TASK INPUTS:
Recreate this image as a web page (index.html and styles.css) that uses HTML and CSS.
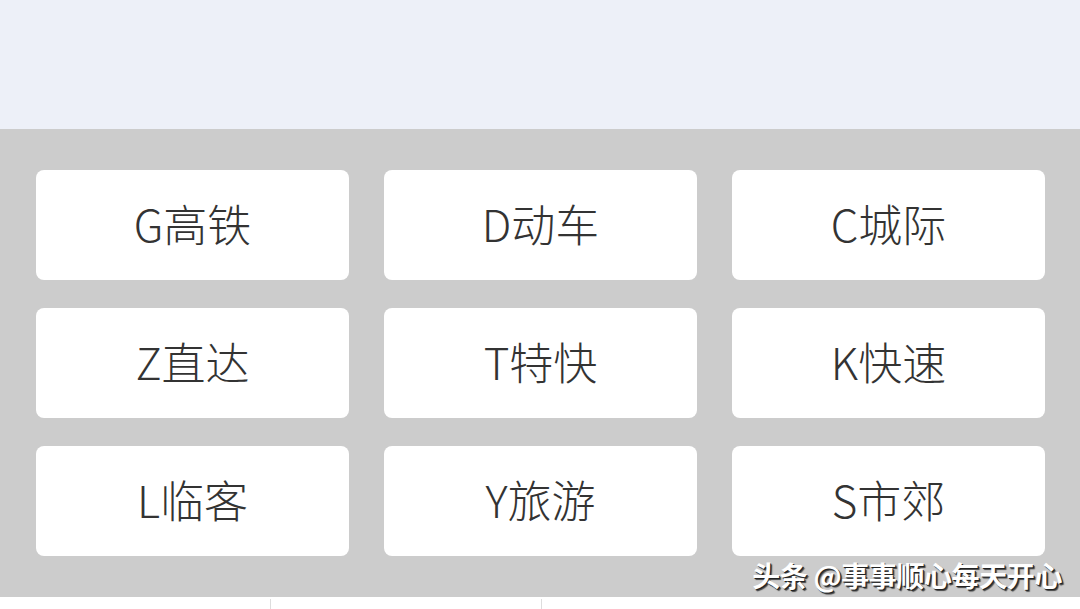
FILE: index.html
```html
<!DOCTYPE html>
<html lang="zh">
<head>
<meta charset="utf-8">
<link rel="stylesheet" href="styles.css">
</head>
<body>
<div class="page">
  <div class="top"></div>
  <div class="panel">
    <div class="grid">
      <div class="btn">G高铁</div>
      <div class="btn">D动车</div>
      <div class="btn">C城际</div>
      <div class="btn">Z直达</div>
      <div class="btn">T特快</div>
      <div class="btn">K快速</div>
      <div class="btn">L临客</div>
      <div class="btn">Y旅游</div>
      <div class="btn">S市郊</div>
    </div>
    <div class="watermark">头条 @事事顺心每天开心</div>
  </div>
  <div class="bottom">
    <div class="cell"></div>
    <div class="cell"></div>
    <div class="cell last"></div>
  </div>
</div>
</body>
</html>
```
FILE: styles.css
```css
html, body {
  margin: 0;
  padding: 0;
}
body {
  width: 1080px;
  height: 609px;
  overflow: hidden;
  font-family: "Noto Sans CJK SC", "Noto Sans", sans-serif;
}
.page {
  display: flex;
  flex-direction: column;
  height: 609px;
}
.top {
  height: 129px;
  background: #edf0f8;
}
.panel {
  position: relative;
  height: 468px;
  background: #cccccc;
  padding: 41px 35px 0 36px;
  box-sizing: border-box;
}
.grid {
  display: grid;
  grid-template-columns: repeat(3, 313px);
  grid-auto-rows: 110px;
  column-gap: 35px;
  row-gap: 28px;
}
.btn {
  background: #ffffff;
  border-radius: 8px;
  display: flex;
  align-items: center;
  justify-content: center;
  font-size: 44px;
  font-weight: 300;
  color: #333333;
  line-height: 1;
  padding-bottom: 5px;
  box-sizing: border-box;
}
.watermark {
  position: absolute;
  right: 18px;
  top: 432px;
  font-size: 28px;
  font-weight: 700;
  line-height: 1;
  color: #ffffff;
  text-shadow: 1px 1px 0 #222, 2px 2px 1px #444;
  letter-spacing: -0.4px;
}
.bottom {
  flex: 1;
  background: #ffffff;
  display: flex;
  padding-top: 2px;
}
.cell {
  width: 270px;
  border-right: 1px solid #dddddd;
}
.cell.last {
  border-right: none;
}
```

---

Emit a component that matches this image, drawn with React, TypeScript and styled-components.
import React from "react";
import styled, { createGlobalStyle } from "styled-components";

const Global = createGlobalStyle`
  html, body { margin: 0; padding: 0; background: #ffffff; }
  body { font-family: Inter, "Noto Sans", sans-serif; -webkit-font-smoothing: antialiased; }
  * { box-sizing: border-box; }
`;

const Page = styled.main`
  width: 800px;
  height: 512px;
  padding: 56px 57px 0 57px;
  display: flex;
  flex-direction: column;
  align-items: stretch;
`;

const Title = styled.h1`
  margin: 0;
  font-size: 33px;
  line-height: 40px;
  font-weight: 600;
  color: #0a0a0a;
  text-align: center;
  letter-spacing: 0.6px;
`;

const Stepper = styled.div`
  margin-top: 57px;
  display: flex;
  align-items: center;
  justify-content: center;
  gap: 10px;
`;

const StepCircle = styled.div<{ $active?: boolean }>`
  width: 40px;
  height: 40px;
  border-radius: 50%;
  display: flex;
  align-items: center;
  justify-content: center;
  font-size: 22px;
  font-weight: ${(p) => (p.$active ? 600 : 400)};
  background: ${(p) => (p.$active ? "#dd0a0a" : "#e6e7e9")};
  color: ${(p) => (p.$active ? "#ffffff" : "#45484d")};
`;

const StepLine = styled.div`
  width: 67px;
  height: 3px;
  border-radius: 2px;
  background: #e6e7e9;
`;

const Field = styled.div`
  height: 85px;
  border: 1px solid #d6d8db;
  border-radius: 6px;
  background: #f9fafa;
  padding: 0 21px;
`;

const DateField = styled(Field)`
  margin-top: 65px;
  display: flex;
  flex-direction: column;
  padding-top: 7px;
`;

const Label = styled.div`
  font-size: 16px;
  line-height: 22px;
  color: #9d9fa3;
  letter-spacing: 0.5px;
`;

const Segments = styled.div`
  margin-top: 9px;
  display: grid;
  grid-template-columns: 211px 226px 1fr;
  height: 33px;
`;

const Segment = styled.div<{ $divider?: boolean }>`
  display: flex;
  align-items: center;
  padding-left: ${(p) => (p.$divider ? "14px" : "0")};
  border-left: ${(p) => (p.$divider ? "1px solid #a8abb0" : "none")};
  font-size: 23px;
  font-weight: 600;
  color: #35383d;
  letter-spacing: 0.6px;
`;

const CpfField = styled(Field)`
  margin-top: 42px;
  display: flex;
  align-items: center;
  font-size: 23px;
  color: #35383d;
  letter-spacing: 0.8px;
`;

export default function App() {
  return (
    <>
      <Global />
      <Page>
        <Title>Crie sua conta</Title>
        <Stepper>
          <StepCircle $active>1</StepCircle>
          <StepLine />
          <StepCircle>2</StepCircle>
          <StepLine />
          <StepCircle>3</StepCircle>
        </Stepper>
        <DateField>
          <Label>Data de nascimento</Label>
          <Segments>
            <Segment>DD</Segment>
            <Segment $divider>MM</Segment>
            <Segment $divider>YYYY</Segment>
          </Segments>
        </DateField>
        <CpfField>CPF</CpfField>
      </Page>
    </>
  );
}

WHAT THE EXERCISE ASKS: Extract every line above that contains the word "React".

RESPONSE TO THE TASK:
Emit a component that matches this image, drawn with React, TypeScript and styled-components.
import React from "react";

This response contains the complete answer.